- **SHORT EXERCISE**: In the data below, locate each line with the word "React" and list it.

□ □ □

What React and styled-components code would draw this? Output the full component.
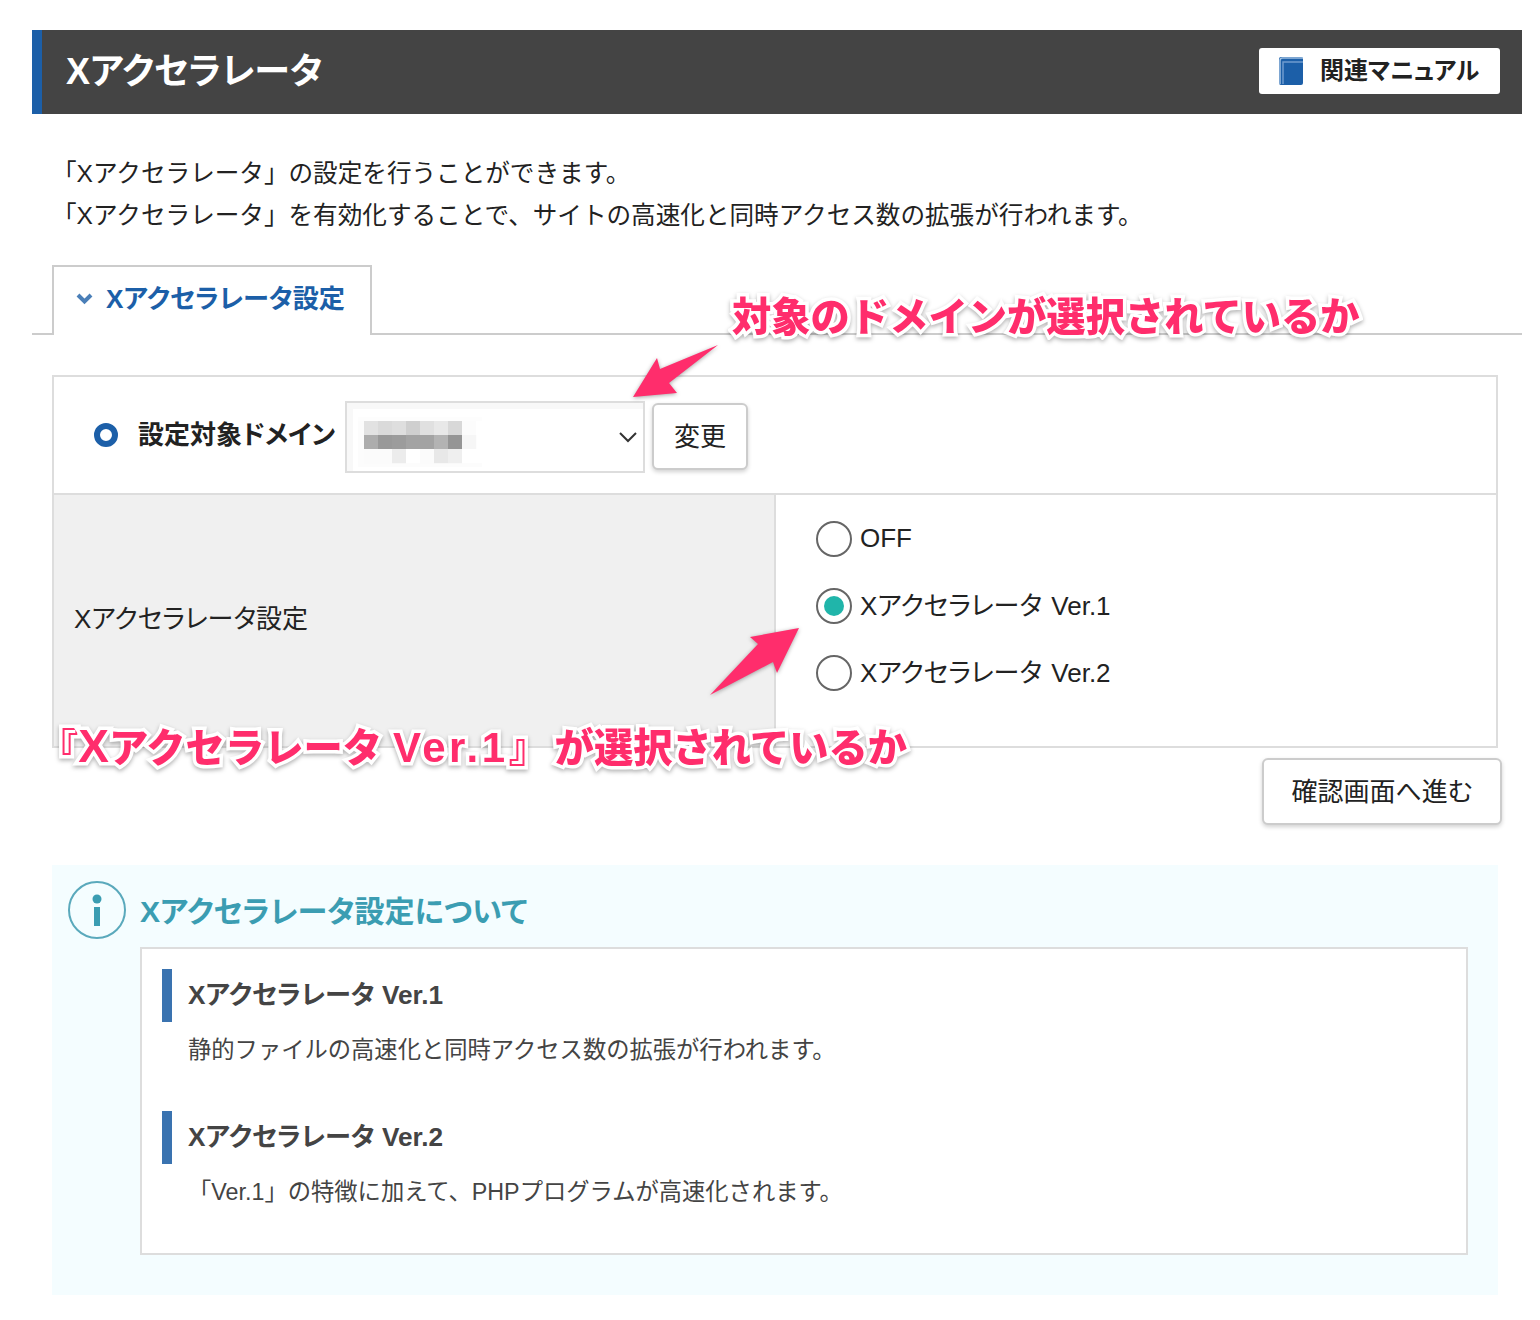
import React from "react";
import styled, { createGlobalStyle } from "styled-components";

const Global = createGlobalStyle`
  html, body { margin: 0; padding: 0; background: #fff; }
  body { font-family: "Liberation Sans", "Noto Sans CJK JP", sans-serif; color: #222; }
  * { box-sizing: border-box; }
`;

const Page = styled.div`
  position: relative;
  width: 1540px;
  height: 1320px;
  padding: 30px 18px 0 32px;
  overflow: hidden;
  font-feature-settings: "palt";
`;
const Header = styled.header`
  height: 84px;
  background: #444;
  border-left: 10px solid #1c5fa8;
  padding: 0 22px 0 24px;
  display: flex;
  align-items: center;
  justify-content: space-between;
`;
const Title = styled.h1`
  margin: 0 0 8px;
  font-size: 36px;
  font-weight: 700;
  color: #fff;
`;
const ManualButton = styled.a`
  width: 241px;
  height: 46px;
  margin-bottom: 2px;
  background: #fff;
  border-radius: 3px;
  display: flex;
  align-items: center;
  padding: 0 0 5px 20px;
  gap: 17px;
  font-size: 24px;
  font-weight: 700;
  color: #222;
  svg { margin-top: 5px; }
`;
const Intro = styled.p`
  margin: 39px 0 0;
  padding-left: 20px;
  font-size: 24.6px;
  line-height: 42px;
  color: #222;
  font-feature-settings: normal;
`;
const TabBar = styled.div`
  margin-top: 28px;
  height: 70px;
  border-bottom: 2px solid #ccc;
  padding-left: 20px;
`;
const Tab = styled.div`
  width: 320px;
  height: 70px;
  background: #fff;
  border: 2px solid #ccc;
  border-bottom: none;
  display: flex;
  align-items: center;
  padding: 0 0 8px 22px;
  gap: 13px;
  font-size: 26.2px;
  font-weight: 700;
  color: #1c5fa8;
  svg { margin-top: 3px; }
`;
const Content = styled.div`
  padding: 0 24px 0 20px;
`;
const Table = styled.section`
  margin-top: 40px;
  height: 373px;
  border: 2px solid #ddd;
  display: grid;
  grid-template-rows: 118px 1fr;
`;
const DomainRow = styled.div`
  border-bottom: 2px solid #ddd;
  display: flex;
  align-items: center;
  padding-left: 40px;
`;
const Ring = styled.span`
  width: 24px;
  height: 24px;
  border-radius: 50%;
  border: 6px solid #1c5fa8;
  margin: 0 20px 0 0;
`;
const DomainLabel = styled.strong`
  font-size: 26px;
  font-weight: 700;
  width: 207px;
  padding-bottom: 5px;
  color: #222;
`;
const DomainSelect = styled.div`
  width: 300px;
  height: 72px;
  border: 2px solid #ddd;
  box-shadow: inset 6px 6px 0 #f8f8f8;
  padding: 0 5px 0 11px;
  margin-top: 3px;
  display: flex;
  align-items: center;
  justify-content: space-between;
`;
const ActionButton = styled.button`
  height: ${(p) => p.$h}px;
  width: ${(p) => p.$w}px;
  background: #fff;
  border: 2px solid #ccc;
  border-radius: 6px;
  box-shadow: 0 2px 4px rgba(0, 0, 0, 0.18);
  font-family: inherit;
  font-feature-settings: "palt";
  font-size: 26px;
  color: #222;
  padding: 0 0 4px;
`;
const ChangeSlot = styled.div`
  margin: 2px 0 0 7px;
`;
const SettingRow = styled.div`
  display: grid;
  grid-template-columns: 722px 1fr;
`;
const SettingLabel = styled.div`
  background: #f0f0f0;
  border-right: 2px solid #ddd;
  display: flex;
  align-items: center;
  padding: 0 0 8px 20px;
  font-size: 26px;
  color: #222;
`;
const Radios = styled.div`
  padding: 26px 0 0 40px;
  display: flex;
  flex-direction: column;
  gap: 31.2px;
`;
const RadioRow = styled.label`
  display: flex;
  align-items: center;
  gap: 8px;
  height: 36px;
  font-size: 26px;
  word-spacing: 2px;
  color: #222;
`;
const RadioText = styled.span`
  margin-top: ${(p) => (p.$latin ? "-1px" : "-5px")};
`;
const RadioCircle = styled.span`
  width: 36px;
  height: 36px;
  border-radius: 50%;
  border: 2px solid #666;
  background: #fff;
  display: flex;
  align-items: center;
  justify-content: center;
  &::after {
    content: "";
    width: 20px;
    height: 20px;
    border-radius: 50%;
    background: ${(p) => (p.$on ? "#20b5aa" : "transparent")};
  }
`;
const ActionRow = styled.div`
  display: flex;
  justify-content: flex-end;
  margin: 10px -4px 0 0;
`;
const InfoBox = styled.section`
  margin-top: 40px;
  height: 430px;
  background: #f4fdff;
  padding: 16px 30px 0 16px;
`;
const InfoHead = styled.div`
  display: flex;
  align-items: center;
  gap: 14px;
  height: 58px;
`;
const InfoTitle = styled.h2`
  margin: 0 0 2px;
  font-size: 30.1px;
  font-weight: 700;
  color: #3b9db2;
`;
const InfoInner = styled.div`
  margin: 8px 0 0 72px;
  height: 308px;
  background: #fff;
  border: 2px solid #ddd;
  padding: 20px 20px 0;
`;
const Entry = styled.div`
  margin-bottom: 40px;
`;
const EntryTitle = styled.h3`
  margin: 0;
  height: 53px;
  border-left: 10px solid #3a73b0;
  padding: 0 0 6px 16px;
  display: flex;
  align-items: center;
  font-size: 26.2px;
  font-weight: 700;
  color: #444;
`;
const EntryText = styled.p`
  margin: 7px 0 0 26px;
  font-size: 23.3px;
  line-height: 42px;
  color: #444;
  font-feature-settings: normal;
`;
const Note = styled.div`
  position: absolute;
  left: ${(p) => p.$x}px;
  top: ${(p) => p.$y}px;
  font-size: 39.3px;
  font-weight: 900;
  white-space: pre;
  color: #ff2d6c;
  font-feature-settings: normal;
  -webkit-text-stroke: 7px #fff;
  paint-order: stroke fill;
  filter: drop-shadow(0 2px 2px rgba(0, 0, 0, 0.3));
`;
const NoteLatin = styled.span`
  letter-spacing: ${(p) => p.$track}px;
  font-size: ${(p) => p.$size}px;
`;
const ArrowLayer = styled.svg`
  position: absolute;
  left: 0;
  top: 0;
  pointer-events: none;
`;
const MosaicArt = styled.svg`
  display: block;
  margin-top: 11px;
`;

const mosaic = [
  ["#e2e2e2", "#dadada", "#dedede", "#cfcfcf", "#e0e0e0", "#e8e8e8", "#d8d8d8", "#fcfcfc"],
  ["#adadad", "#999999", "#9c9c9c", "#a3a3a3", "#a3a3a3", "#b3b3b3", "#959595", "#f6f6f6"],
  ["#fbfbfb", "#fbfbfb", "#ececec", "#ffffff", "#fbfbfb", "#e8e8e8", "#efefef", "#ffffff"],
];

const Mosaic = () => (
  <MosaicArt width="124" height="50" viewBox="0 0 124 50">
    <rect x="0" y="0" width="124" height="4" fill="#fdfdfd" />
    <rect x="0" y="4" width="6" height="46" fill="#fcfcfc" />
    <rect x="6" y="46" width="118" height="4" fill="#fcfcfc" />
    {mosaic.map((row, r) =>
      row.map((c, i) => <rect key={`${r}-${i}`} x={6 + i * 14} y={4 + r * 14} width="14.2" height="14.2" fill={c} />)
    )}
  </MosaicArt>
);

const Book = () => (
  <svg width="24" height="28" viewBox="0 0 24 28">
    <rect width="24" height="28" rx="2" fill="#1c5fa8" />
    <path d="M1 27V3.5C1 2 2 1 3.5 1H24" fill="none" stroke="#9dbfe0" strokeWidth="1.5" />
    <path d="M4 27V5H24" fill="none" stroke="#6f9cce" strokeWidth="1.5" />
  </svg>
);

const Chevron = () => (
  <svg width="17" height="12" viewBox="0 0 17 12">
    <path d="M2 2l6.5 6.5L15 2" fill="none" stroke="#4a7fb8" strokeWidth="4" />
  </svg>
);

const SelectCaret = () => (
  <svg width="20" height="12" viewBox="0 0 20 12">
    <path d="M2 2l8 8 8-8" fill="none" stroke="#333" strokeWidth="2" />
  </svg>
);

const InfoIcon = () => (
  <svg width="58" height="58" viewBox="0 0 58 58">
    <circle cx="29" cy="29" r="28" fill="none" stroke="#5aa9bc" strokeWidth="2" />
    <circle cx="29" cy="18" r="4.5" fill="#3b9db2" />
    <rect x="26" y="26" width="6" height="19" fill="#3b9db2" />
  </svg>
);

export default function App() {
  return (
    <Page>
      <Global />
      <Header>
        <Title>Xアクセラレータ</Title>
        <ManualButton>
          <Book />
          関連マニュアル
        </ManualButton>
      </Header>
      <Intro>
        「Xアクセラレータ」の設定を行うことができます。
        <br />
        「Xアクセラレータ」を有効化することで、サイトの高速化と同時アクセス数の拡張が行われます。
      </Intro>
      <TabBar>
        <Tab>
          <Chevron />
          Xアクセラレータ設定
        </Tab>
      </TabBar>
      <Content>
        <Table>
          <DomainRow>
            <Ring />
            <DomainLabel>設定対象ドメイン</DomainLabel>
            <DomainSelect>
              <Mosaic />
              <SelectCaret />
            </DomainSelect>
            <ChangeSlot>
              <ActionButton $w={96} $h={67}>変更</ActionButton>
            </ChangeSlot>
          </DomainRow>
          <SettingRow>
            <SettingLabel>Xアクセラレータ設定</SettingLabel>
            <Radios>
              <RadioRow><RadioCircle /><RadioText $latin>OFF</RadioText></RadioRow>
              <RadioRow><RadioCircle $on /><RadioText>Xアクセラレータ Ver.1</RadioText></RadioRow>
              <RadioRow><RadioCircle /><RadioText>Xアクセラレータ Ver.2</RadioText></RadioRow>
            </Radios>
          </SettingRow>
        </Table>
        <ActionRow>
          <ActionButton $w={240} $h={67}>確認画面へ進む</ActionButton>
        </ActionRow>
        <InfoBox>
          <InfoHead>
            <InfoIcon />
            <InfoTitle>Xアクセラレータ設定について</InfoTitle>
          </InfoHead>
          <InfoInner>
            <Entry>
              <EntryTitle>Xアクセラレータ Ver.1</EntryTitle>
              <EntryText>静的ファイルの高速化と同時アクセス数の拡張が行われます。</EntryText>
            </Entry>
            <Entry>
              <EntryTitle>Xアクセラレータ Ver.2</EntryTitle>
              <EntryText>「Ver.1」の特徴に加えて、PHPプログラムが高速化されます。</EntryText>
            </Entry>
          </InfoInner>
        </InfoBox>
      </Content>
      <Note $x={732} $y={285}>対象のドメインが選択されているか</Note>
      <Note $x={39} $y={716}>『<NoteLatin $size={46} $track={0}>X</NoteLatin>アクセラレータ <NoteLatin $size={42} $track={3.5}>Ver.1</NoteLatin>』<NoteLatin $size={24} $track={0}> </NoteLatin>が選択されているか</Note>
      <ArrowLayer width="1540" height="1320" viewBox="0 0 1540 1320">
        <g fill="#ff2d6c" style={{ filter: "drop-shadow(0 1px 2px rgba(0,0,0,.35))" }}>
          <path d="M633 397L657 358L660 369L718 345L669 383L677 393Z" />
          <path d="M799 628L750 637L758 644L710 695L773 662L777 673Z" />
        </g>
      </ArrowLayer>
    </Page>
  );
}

□ □ □

- **TASK RESULT**:
What React and styled-components code would draw this? Output the full component.
import React from "react";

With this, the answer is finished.